Troisième partie – Quel pacte européen ?
S’ouvre alors une dernière phase, durant laquelle l’équilibre établi entre le régional et l’universel est soumis à de fortes tensions, cette fois essentiellement politiques. La politisation de la coopération technique internationale pose notamment la question de l’identité du pôle européen. Les projets politiques d’unification de l’Europe sollicitent les réseaux d’un côté, de même que la Guerre froide de l’autre.
Face à ces forces multiples et contradictoires, la période se clôt en 1959 avec la création d’une nouvelle institution, la Conférence européenne des administrations des Postes et des Télécommunications (CEPT). Déliée des institutions de la construction européenne, la CEPT ne remplace pas les Unions internationales mais devient pour l’administration française comme pour ses homologues européennes le lieu privilégié de coopération et de préparation des conférences mondiales.

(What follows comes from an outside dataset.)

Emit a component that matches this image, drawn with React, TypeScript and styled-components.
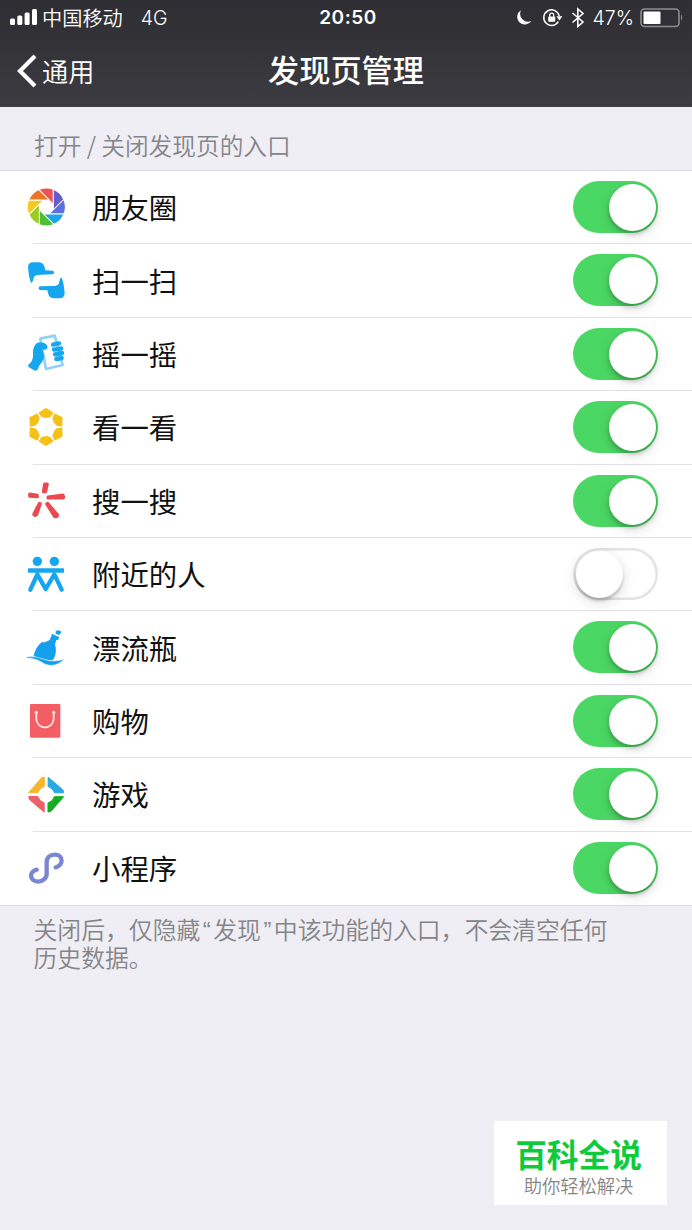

La conclusion attire l’attention sur trois phénomènes. La coopération technique internationale n’est pas déterminée par une raison technique abstraite. Elle est le fruit de l’interaction de variables techniques et de variables politiques. Le consensus technique et commercial international intègre les rapports de force internationaux. Quant à la coopération internationale, elle est prise en charge par une communauté d’experts, de professionnels qui ont pour valeur l’universalisme, l’apolitisme et l’efficacité mais qui ont aussi à cœur de défendre les monopoles et la souveraineté des nations. Les relations avec l’appareil diplomatique sont compliquées. Enfin, l’ordre international des communications est de nature confédérale. Il permet d’aborder la question de l’articulation entre universalisme et régionalisme ainsi qu’entre ordre européen issu du XIXe siècle et construction européenne amorcée au lendemain de la Seconde Guerre mondiale. En cela, c’est un objet d’histoire européen.